Commercial HVAC, in the regulatory context applied across New York State, refers to mechanical systems for heating, ventilating, and air-conditioning installed in buildings classified as commercial, institutional, industrial, or mixed-use under the applicable occupancy group definitions of the New York City Building Code or the New York State Uniform Code. The threshold between residential and commercial treatment is not purely a matter of building use — it is tied to occupancy group classifications (Groups A, B, E, F, I, M, R-1, S, and U under IBC-derived frameworks), gross floor area, and the nature of mechanical systems installed.

A system qualifies as commercial-grade when it serves spaces exceeding 12,000 BTU/hour in total cooling capacity, uses refrigerant circuits subject to EPA Section 608 certification requirements under 40 CFR Part 82, or requires a Refrigerating Systems permit from the NYC Department of Buildings.
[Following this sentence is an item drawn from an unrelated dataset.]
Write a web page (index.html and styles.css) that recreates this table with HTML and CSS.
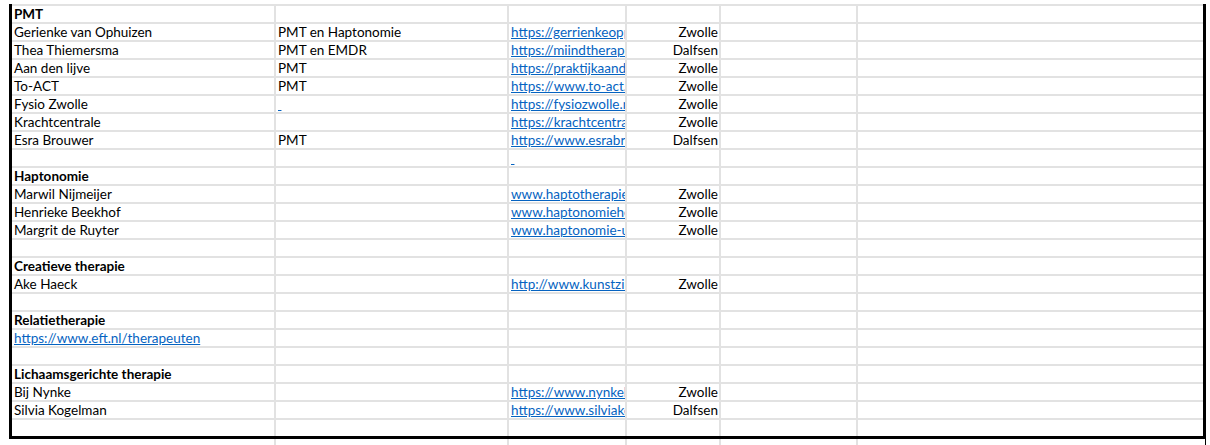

The New York State Energy Conservation Construction Code, which adopts and amends ASHRAE 90.1, sets minimum energy performance standards for commercial mechanical systems statewide.

The broader landscape of New York HVAC systems includes both residential and commercial categories, with commercial installations subject to mandatory third-party plan review, licensed mechanical contractor oversight, and periodic inspection by the Authority Having Jurisdiction (AHJ).

Core Mechanics or Structure

Commercial HVAC systems in New York are mechanically organized around four primary functional subsystems: air distribution, refrigerant or hydronic heat exchange, ventilation and exhaust, and controls/building automation.

Central Air-Handling Units (AHUs) move conditioned air through ductwork to occupied zones. In large commercial buildings, AHUs are typically served by chilled water loops (cooling) and hot water loops (heating), both generated by central plant equipment — chillers, boilers, or heat recovery units — located in mechanical rooms or rooftop penthouses.

Variable Air Volume (VAV) Systems are the dominant terminal unit type in New York commercial office buildings. A VAV box modulates airflow to individual zones independently, allowing demand-controlled ventilation (DCV) — required under ASHRAE 62.1-2019 (incorporated by reference in NYCECC Section C403) — while reducing fan energy at partial load.

Chilled Water Plants serving buildings above 200 tons of cooling capacity typically include centrifugal or screw chillers, cooling towers, primary/secondary pumping loops, and condenser water systems. The NYC DEP regulates cooling tower water treatment and Legionella management under Local Law 77 of 2015.

Rooftop Units (RTUs) serve single-story retail, warehouse, and low-rise commercial buildings. These self-contained packaged systems integrate compressors, coils, fans, and controls in a single cabinet, typically in the 5- to 50-ton range, and require structural roof assessment for load compliance under NYC Building Code Chapter 16.

Variable Refrigerant Flow (VRF) Systems use refrigerant as the heat transfer medium to individual indoor units, enabling simultaneous heating and cooling in different zones from a single outdoor unit. VRF installations require compliance with ASHRAE 15-2019 (Safety Standard for Refrigeration Systems) for refrigerant quantity limits and machine room ventilation, enforced through NYC Buildings' mechanical permit process.

Causal Relationships or Drivers

The complexity of commercial HVAC in New York is driven by five intersecting pressures.

Climate load asymmetry: New York City's climate zone (IECC Climate Zone 4A) produces both significant heating degree days (approximately 4,750 annually, per NOAA Climate Data) and cooling seasons with wet-bulb temperatures exceeding 75°F, requiring systems sized for both extremes rather than optimized for one.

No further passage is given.